The ED between objects (molecules) and central neuron in Kohonen lyer of CPANN models gave us ability to compare the training and test sets chemical coverage of models with respect to false predicted chemical space. The ED between vectors of real values of descriptors and the vector of average values of descriptors was used to explore the coverage of the descriptor space for the training and the test set chemicals in the models with respect to the space of wrongly predicted chemicals. Additionally, we showed the results of the leverage approach applied for evaluation of descriptors space for comparison with linear models. The threshold of leverage approach is not suitable for non linear method like CP ANN.

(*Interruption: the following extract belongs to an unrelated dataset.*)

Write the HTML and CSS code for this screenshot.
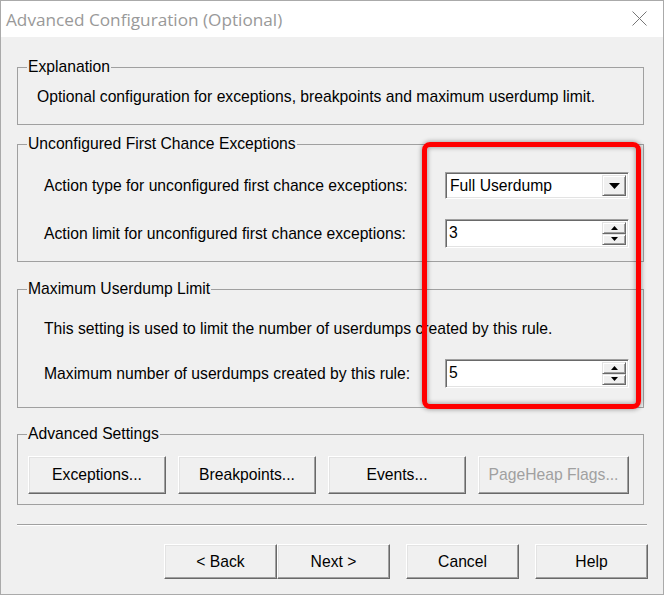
FILE: index.html
```html
<!DOCTYPE html>
<html>
<head>
<meta charset="utf-8">
<link rel="stylesheet" href="styles.css">
</head>
<body>
<div class="window">
  <div class="titlebar">
    <span class="title">Advanced Configuration (Optional)</span>
    <svg class="close" viewBox="0 0 15 15"><path d="M0.5 0.5 L14.5 14.5 M14.5 0.5 L0.5 14.5" stroke="#777" stroke-width="1" fill="none"/></svg>
  </div>
  <div class="content">
    <fieldset class="group g1">
      <legend>Explanation</legend>
      <div class="gbody">
        <p class="text t1">Optional configuration for exceptions, breakpoints and maximum userdump limit.</p>
      </div>
    </fieldset>

    <fieldset class="group g2">
      <legend>Unconfigured First Chance Exceptions</legend>
      <div class="gbody">
        <div class="row">
          <span class="label">Action type for unconfigured first chance exceptions:</span>
          <div class="combo">
            <span class="value">Full Userdump</span>
            <span class="ddbtn"><svg width="11" height="6" viewBox="0 0 11 6"><polygon points="0,0 11,0 5.5,6" fill="#000"/></svg></span>
          </div>
        </div>
        <div class="row row2">
          <span class="label">Action limit for unconfigured first chance exceptions:</span>
          <div class="spin">
            <span class="value">3</span>
            <span class="spinbtns">
              <span class="sb"><svg width="7" height="4" viewBox="0 0 7 4"><polygon points="3.5,0 7,4 0,4" fill="#000"/></svg></span>
              <span class="sb"><svg width="7" height="4" viewBox="0 0 7 4"><polygon points="0,0 7,0 3.5,4" fill="#000"/></svg></span>
            </span>
          </div>
        </div>
      </div>
    </fieldset>

    <fieldset class="group g3">
      <legend>Maximum Userdump Limit</legend>
      <div class="gbody">
        <p class="text">This setting is used to limit the number of userdumps created by this rule.</p>
        <div class="row row3">
          <span class="label">Maximum number of userdumps created by this rule:</span>
          <div class="spin">
            <span class="value">5</span>
            <span class="spinbtns">
              <span class="sb"><svg width="7" height="4" viewBox="0 0 7 4"><polygon points="3.5,0 7,4 0,4" fill="#000"/></svg></span>
              <span class="sb"><svg width="7" height="4" viewBox="0 0 7 4"><polygon points="0,0 7,0 3.5,4" fill="#000"/></svg></span>
            </span>
          </div>
        </div>
      </div>
    </fieldset>

    <fieldset class="group g4">
      <legend>Advanced Settings</legend>
      <div class="gbody btnrow">
        <button class="btn wide">Exceptions...</button>
        <button class="btn wide">Breakpoints...</button>
        <button class="btn wide">Events...</button>
        <button class="btn wider disabled">PageHeap Flags...</button>
      </div>
    </fieldset>

    <div class="separator"></div>

    <div class="footer">
      <button class="btn nav">&lt; Back</button>
      <button class="btn nav">Next &gt;</button>
      <button class="btn nav gap">Cancel</button>
      <button class="btn nav gap">Help</button>
    </div>
  </div>
  <div class="highlight"></div>
</div>
</body>
</html>
```

FILE: styles.css
```css
* { box-sizing: border-box; }
html, body { margin: 0; padding: 0; background: #fff; }
body {
  font-family: "Liberation Sans", Arial, sans-serif;
  font-size: 15.7px;
  color: #000;
}
.window {
  position: relative;
  width: 664px;
  height: 595px;
  border: 1px solid #aaa;
  background: #f0f0f0;
  display: flex;
  flex-direction: column;
}
.titlebar {
  height: 36px;
  flex: none;
  background: #fff;
  display: flex;
  align-items: center;
  justify-content: space-between;
  padding: 2px 16px 0 5px;
}
.title {
  font-family: "Open Sans", "Noto Sans", sans-serif;
  font-size: 17.2px;
  color: #999;
  line-height: 20px;
}
.close { width: 15px; height: 15px; display: block; margin-top: -3px; }

.content { padding: 21px 0 0 16px; }

.group {
  margin: 0;
  padding: 0;
  width: 627px;
  min-width: 0;
  border: 1px solid #a0a0a0;
}
.group legend {
  margin-left: 9px;
  padding: 0 1px;
  line-height: 18px;
}
.text { margin: 0; line-height: 18px; }

.g1 .gbody { padding: 12px 0 18px 19px; }

.g2 { margin-top: 10px; }
.g2 .gbody { padding: 19px 14px 13px 26px; }

.g3 { margin-top: 18px; }
.g3 .gbody { padding: 22px 14px 19px 26px; }

.g4 { margin-top: 17px; }
.g4 .gbody { padding: 13px 0 10px 10px; }

.row {
  display: flex;
  align-items: center;
  justify-content: space-between;
  line-height: 18px;
}
.row2 { margin-top: 20px; }
.row3 { margin-top: 21px; }

.combo, .spin {
  width: 184px;
  background: #fff;
  display: flex;
  align-items: stretch;
  border: 1px solid;
  border-color: #a0a0a0 #fff #fff #a0a0a0;
  box-shadow: inset 1px 1px #696969, inset -1px -1px #e3e3e3;
  padding: 2px;
}
.combo { height: 27px; }
.spin { height: 29px; }
.value {
  flex: 1;
  padding-left: 2px;
  display: flex;
  align-items: center;
}
.spin .value { align-items: flex-start; padding-top: 2px; padding-left: 1px; }

.ddbtn, .sb {
  background: #f0f0f0;
  border: 1px solid;
  border-color: #e3e3e3 #696969 #696969 #e3e3e3;
  box-shadow: inset 1px 1px #fff, inset -1px -1px #a0a0a0;
  display: flex;
  align-items: center;
  justify-content: center;
}
.ddbtn { width: 24px; }
.ddbtn svg { display: block; }
.spinbtns {
  width: 24px;
  display: flex;
  flex-direction: column;
}
.sb { flex: 1; }
.sb svg { display: block; }

.btn {
  font-family: "Liberation Sans", Arial, sans-serif;
  font-size: 15.7px;
  color: #000;
  background: #f0f0f0;
  border: 1px solid;
  border-color: #fff #696969 #696969 #fff;
  box-shadow: inset -1px -1px #a0a0a0, inset 1px 1px #e3e3e3;
  padding: 0;
  margin: 0;
}
.btnrow { display: flex; gap: 12px; }
.btnrow .btn { height: 38px; }
.wide { width: 138px; }
.wider { width: 151px; }
.disabled { color: #a0a0a0; }

.separator {
  width: 630px;
  margin-top: 19px;
  height: 2px;
  border-top: 1px solid #a0a0a0;
  border-bottom: 1px solid #fff;
}

.footer {
  display: flex;
  justify-content: flex-end;
  padding-right: 15px;
  margin-top: 18px;
}
.nav { width: 113px; height: 35px; }
.nav.gap { margin-left: 16px; }

.highlight {
  position: absolute;
  left: 421px;
  top: 141px;
  width: 219px;
  height: 267px;
  border: 5px solid #ff0000;
  border-radius: 8px;
  box-shadow: 0 0 4px 1px rgba(0,0,0,0.3), inset 0 0 4px 1px rgba(0,0,0,0.3);
  pointer-events: none;
}
```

Chemicals with the maximal value of ED to central neuron were investigated. The majority of compounds with the largest ED has the largest MW (greater than 500), and/or are NP-non-carcinogens, and/or corresponds to chemicals with largest or smallest value of descriptors. The large value of the ED in model is not evidence of wrong prediction.

In the study we did not fix a “warning” threshold but, rather investigated the prediction accuracy of the model in chemical and descriptors space and try to find out the space where models give reliable predictions.

The ED in the non linear models demonstrates a boundaries where the model was built and is applicable with the determined reliability.